Wire feed problems usually stem from mismatched drive rolls, kinked liners, or loose tension. Start by cold-feeding wire to test—smooth glide means it’s good; stalls point to the rolls or liner. Clean or replace, and set tension so a pinch midway stops it without deforming the wire.
Why Is My Lincoln Power MIG 256 Producing So Much Soot?
Black soot often means low gas flow or dirty base metal letting air in. Bump your shielding gas to 25-30 CFH, grind off rust and oils, and weld forehand for better coverage. If it persists, check the nozzle for spatter buildup— a quick pickle in vinegar cleans it right up.

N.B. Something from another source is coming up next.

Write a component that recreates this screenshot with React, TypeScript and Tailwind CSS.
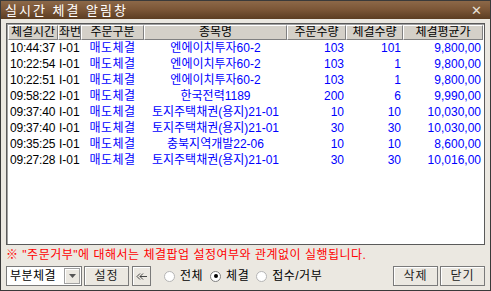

How Do I Fix Porosity in Welds from My Power MIG 256?
Porosity hits from poor gas shielding or contaminated wire. Use deoxidized wire like ER70S-6 for forgiving runs, ensure 30 CFH flow, and prep surfaces spotless. Test beads on scrap; if pinholes show, up the voltage slightly for hotter penetration without excess spatter.
Can I Troubleshoot Gas Flow Drops on the Lincoln 256 Myself?
Absolutely—check for kinks in the hose first, then measure solenoid resistance (aim for 21 ohms). Weld while monitoring valve voltage; drops signal a board issue. A clean coil and fresh regulator often solve intermittents without a service call.
Is the Lincoln Power MIG 256 Worth Fixing for DIY Welding?
Heck yes, if you’re under 200 hours on it. The fixes here keep it versatile for home fab, and parts are cheap. But if boards keep failing, consider a Miller upgrade for less fuss. Mine’s still my go-to after tweaks—solid for trailers to tables.